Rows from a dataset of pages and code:
□ □ □ □

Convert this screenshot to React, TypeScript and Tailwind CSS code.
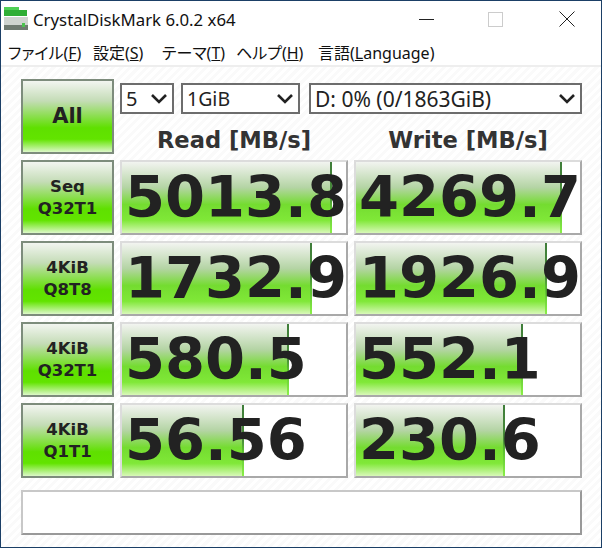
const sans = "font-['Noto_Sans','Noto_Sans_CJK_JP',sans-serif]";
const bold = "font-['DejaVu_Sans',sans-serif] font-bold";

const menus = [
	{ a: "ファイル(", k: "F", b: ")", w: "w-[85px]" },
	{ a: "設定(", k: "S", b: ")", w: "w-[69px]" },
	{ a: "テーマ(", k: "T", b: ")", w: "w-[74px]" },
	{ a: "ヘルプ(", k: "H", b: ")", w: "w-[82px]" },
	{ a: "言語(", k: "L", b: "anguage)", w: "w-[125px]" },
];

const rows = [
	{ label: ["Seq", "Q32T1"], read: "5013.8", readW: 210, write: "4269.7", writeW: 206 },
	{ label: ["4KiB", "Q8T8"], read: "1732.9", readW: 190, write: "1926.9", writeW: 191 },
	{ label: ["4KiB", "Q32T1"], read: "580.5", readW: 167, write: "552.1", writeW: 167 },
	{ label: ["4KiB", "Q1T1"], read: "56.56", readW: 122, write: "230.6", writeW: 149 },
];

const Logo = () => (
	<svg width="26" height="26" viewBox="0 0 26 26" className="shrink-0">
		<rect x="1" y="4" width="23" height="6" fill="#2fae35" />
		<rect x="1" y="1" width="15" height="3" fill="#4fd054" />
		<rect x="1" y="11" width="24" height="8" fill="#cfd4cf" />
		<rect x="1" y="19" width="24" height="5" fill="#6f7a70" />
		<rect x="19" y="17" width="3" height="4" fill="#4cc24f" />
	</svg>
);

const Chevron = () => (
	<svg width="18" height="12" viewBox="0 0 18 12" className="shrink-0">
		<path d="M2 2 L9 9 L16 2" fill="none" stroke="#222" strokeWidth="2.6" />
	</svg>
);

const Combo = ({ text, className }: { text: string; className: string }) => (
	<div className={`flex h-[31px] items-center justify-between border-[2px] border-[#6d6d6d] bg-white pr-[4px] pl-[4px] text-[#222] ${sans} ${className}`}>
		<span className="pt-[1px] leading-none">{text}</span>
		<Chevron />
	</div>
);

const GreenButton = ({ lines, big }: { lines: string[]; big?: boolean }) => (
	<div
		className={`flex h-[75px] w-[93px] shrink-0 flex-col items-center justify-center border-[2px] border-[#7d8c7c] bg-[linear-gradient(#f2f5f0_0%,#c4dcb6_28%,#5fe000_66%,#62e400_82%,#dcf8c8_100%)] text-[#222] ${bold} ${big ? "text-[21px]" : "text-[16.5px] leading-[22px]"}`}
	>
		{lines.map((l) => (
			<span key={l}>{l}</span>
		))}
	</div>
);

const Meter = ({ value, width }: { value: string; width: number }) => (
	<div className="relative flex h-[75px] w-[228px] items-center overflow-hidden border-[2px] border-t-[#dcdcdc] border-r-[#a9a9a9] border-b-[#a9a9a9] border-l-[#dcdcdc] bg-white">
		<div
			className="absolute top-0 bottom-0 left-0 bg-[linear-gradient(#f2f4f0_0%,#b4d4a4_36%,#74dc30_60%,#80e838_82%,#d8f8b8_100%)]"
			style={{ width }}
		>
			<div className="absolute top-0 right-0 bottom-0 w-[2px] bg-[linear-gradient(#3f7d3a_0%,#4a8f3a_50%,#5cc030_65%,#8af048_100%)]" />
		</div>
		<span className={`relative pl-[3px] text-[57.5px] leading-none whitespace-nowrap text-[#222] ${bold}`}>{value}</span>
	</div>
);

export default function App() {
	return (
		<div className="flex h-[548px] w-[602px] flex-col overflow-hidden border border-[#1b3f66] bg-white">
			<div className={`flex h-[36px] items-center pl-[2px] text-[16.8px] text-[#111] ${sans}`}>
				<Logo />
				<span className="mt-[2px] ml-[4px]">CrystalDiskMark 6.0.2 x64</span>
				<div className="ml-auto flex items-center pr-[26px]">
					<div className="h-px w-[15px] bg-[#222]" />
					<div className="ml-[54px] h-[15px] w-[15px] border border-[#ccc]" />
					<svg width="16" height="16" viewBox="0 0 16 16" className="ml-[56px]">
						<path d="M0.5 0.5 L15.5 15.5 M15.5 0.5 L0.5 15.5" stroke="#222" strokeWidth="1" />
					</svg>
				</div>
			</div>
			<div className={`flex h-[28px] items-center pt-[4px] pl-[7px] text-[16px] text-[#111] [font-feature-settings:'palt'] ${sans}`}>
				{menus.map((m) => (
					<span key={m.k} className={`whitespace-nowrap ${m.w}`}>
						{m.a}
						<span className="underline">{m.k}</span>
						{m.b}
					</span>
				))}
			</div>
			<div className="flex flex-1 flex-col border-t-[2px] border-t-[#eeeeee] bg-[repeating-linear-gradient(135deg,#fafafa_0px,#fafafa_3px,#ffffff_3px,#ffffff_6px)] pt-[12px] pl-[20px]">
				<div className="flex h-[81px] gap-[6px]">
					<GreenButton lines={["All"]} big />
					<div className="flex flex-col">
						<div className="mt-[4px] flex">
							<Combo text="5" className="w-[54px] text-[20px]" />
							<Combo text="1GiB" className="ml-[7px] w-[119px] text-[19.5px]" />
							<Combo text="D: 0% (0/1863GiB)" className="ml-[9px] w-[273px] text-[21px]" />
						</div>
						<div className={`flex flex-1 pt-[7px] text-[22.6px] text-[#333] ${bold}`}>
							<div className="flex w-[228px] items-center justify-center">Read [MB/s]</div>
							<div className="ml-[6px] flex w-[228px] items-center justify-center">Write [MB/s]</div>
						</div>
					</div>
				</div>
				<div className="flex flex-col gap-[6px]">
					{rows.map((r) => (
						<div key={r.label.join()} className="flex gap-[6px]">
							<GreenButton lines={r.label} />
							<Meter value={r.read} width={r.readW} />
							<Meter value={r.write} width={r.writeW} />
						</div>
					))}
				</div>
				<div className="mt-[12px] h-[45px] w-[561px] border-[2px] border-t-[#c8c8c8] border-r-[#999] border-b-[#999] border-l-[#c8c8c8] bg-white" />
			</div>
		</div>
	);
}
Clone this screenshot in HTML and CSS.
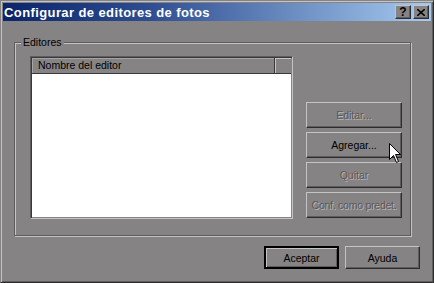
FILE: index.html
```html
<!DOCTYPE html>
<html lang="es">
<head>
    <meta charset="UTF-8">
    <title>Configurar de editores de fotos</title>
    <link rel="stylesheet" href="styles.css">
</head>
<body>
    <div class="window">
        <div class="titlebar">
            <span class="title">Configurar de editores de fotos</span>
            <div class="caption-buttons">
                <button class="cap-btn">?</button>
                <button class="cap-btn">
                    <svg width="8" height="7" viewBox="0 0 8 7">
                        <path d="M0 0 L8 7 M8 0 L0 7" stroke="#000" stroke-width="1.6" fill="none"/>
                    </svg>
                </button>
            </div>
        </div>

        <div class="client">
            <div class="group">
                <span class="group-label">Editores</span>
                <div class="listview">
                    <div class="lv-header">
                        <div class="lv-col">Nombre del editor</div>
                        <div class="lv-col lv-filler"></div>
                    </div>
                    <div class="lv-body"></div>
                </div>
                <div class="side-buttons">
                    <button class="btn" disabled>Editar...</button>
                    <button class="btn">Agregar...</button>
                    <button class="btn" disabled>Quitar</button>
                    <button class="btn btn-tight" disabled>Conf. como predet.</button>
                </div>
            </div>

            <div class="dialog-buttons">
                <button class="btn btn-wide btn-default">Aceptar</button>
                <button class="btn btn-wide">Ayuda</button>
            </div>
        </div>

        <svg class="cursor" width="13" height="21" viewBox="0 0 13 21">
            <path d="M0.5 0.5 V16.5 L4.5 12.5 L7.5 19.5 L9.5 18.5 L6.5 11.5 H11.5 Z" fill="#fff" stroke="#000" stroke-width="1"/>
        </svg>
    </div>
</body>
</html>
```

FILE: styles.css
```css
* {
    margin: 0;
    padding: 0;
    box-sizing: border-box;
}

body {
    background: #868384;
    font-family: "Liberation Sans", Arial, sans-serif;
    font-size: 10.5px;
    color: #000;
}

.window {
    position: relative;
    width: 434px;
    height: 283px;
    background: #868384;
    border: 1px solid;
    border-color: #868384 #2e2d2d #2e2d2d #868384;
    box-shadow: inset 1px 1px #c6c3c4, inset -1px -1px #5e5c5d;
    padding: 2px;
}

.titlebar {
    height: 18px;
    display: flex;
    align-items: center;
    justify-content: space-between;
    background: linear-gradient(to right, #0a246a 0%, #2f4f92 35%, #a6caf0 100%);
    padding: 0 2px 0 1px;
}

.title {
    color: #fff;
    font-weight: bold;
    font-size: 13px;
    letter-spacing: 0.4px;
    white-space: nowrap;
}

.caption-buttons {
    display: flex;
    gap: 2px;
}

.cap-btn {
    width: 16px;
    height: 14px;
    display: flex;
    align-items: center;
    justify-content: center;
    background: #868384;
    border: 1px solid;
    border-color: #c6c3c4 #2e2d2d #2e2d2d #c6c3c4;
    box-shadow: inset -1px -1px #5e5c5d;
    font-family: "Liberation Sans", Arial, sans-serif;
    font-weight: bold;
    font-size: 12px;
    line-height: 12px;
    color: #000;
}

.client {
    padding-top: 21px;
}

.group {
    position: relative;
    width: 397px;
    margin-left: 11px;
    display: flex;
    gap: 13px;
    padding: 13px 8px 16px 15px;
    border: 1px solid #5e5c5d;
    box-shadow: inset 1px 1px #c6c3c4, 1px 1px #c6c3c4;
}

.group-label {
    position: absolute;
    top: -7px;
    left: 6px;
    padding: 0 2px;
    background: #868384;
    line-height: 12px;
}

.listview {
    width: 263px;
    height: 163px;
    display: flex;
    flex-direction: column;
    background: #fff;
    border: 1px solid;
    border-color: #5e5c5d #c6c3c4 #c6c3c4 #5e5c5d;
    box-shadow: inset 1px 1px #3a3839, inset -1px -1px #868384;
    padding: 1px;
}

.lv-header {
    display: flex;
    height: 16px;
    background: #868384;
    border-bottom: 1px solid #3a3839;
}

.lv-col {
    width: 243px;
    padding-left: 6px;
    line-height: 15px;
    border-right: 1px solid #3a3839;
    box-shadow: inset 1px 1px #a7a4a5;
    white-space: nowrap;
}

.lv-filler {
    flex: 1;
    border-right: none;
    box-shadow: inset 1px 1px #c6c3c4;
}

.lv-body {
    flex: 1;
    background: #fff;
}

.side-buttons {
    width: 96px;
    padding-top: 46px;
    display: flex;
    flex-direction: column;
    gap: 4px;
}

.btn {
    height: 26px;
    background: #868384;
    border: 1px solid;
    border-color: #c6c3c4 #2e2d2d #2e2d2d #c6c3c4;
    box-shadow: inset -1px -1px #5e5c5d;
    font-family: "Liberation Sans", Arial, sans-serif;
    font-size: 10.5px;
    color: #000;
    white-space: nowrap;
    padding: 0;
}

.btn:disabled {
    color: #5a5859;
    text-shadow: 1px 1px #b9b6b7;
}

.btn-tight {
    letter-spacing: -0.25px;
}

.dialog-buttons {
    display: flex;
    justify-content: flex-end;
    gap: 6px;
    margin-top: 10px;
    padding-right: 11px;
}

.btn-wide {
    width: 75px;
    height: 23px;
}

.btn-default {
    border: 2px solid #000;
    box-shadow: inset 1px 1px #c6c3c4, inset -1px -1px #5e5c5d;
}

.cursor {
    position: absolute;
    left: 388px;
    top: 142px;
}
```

□ □ □ □

• CHALLENGE:
Search the data for the string "this". List each line that has it.

• ANSWER TO THE PROBLEM:
Convert this screenshot to React, TypeScript and Tailwind CSS code.
Clone this screenshot in HTML and CSS.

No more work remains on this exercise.